The audio recordings are from the bank’s own internal telephone system and date from the heart of the financial crisis that brought the State to its knees in September 2008. Anglo itself was within days of complete meltdown – and in the years ahead would eat up €30bn of taxpayer money. Mr Bowe speaks about how the State had been asked for €7bn to bail out Anglo – but Anglo’s negotiators knew all along this was not enough to save the bank. The plan was that once the State began the flow of money, it would be unable to stop. Mr Bowe is asked by Mr Fitzgerald how they had come up with the figure of €7bn. He laughs as he is taped saying: “Just, as Drummer (then-CEO David Drumm) would say, ‘picked it out of my arse’.”
Mr Drumm and Mr Bowe discuss whether it would be possible to get Mr Hurley to make a public statement of confidence in the Irish banks. At one point, Mr Drumm snaps: “No, no, forget about reality because it’s not working. Is there anything they (Central Bank) could say?”
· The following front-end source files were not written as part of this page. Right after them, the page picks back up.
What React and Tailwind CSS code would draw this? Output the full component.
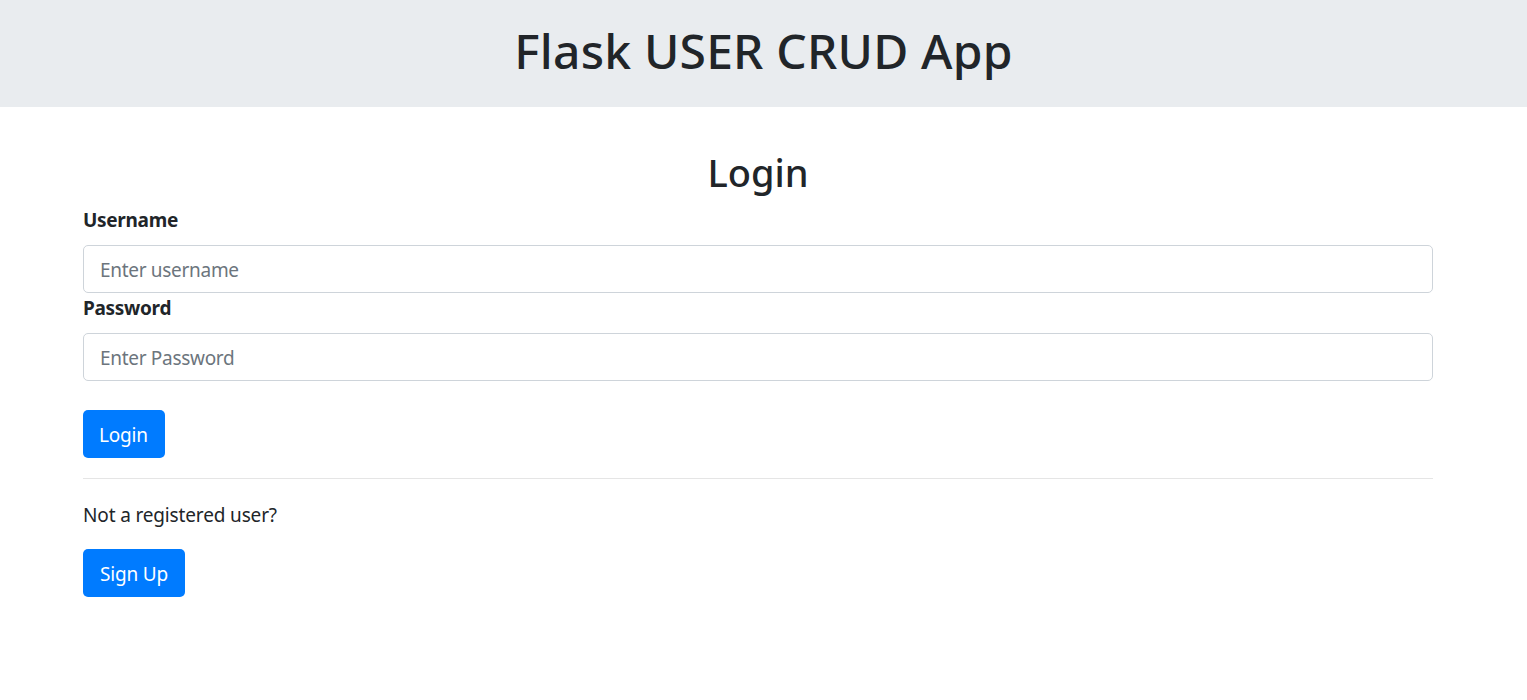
import React from "react";

export default function App() {
  const font = { fontFamily: '"Noto Sans", "Open Sans", sans-serif' };
  return (
    <div className="min-h-[700px] bg-white text-[#212529]" style={font}>
      <header className="h-[107px] bg-[#e9ecef] flex items-center justify-center">
        <h1 className="text-[48px] font-medium leading-[1.2] tracking-[0.2px] -mt-[6px]">Flask USER CRUD App</h1>
      </header>
      <main className="ml-[83px] w-[1350px]">
        <h2 className="mt-[41px] text-center text-[38px] font-medium leading-[48px]">Login</h2>
        <form className="mt-[9px]" onSubmit={(e) => e.preventDefault()}>
          <label className="block text-[19px] font-bold leading-[30px] tracking-[-0.3px] mb-[10px]">Username</label>
          <input
            type="text"
            placeholder="Enter username"
            className="block w-full h-[48px] border border-[#ced4da] rounded-[5px] px-[16px] pt-[2px] text-[19px] tracking-[-0.3px] text-[#495057] placeholder:text-[#6c757d] outline-none"
          />
          <label className="block text-[19px] font-bold leading-[30px] tracking-[-0.3px] mb-[10px]">Password</label>
          <input
            type="password"
            placeholder="Enter Password"
            className="block w-full h-[48px] border border-[#ced4da] rounded-[5px] px-[16px] pt-[2px] text-[19px] tracking-[-0.3px] text-[#495057] placeholder:text-[#6c757d] outline-none"
          />
          <button
            type="submit"
            className="mt-[29px] h-[48px] pl-[16px] pr-[17px] pt-[2px] bg-[#007bff] text-white text-[19px] tracking-[-0.2px] leading-[30px] rounded-[5px]"
          >
            Login
          </button>
        </form>
        <hr className="mt-[20px] mb-[20px] border-0 border-t border-[#e5e5e5]" />
        <p className="text-[19px] leading-[30px] tracking-[-0.15px] mb-[19px] pt-[1px]">Not a registered user?</p>
        <button className="h-[48px] px-[17px] pt-[2px] bg-[#007bff] text-white text-[19px] tracking-[-0.2px] leading-[30px] rounded-[5px]">
          Sign Up
        </button>
      </main>
    </div>
  );
}
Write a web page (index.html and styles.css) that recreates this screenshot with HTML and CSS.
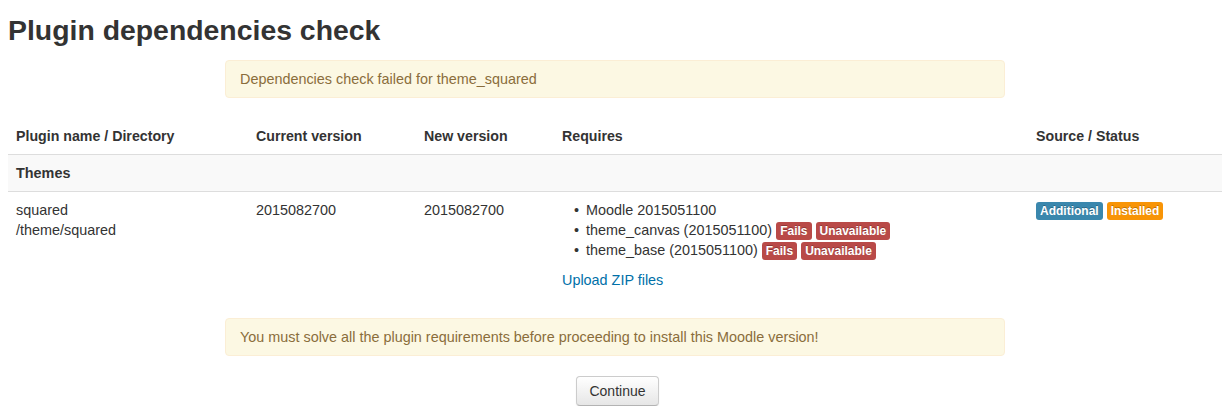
FILE: index.html
```html
<!DOCTYPE html>
<html>
<head>
<meta charset="utf-8">
<link rel="stylesheet" href="styles.css">
</head>
<body>
<div class="page">
  <h2 class="title">Plugin dependencies check</h2>
  <div class="alert">Dependencies check failed for theme_squared</div>
  <table class="plugins">
    <colgroup>
      <col class="c-name"><col class="c-cur"><col class="c-new"><col class="c-req"><col class="c-src">
    </colgroup>
    <thead>
      <tr>
        <th>Plugin name / Directory</th>
        <th>Current version</th>
        <th>New version</th>
        <th>Requires</th>
        <th>Source / Status</th>
      </tr>
    </thead>
    <tbody>
      <tr class="type-row">
        <th colspan="5">Themes</th>
      </tr>
      <tr>
        <td>squared<br>/theme/squared</td>
        <td>2015082700</td>
        <td>2015082700</td>
        <td>
          <ul class="reqs">
            <li>Moodle 2015051100</li>
            <li>theme_canvas (2015051100) <span class="label label-important">Fails</span> <span class="label label-important">Unavailable</span></li>
            <li>theme_base (2015051100) <span class="label label-important">Fails</span> <span class="label label-important">Unavailable</span></li>
          </ul>
          <a class="link" href="#">Upload ZIP files</a>
        </td>
        <td><span class="label label-info">Additional</span> <span class="label label-warning">Installed</span></td>
      </tr>
    </tbody>
  </table>
  <div class="alert">You must solve all the plugin requirements before proceeding to install this Moodle version!</div>
  <div class="buttons">
    <button class="btn" type="button">Continue</button>
  </div>
</div>
</body>
</html>
```

FILE: styles.css
```css
html, body {
  margin: 0;
  padding: 0;
  background: #fff;
}
body {
  font-family: "Liberation Sans", Arial, sans-serif;
  font-size: 14.4px;
  line-height: 20px;
  color: #333;
}
.page {
  padding: 0 10px 0 8px;
}
.title {
  margin: 10px 0;
  font-size: 28.4px;
  line-height: 40px;
  font-weight: bold;
  color: #333;
}
.alert {
  width: 750px;
  margin: 0 auto 20px;
  padding: 8px 14px;
  background: #fcf8e3;
  border: 1px solid #fbeed5;
  border-radius: 4px;
  color: #8a6d3b;
}
.plugins {
  width: 100%;
  table-layout: fixed;
  border-collapse: collapse;
  border-spacing: 0;
  margin-bottom: 20px;
}
.c-name { width: 240px; }
.c-cur { width: 168px; }
.c-new { width: 138px; }
.c-req { width: 474px; }
.c-src { width: 194px; }
.plugins th, .plugins td {
  padding: 8px;
  text-align: left;
  vertical-align: top;
  border-top: 1px solid #ddd;
}
.plugins thead th {
  border-top: 0;
  vertical-align: bottom;
  font-weight: bold;
  font-size: 14.2px;
}
.type-row th {
  background: #f9f9f9;
  font-weight: bold;
}
.reqs {
  margin: 0 0 10px 24px;
  padding: 0;
  list-style: none;
}
.reqs li::before {
  content: "\2022";
  display: inline-block;
  width: 12px;
  margin-left: -12px;
}
.link {
  color: #0070a8;
  text-decoration: none;
}
.label {
  display: inline-block;
  padding: 2px 4px;
  font-size: 12px;
  font-weight: bold;
  line-height: 14px;
  color: #fff;
  vertical-align: baseline;
  white-space: nowrap;
  text-shadow: 0 -1px 0 rgba(0,0,0,0.25);
  border-radius: 3px;
}
.label-important { background: #b94a48; }
.label-info { background: #3a87ad; }
.label-warning { background: #f89406; }
.buttons {
  text-align: center;
  padding-left: 5px;
}
.btn {
  display: inline-block;
  padding: 4px 12px;
  font-family: "Liberation Sans", Arial, sans-serif;
  font-size: 14px;
  line-height: 20px;
  color: #333;
  background-color: #f5f5f5;
  background-image: linear-gradient(to bottom, #fff, #e6e6e6);
  border: 1px solid #ccc;
  border-bottom-color: #b3b3b3;
  border-radius: 4px;
  box-shadow: inset 0 1px 0 rgba(255,255,255,0.2), 0 1px 2px rgba(0,0,0,0.05);
  cursor: pointer;
}
```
The senior bankers, politicians and public officials have not been asked to explain the roles that each of them played in the genesis of the crisis and in the inadequacies of the policy response. Such inquiries as have been conducted have eschewed the allocation of responsibility to individuals or even to organisations. This encourages the narrative that the Irish banking collapse was some kind of natural disaster, unleashed from afar without human agency, an asteroid strike which unfortunately chose landfall in Ireland. An alternative and equally convenient notion is that it was a sociological phenomenon, a collective failure of the entire population for which all bear responsibility, which has the added advantage of justifying the liberal dispersal of the cost. Collateral damage from the failure to inquire into these events has been inflicted on those, bankers in particular, who played no role in the collapse.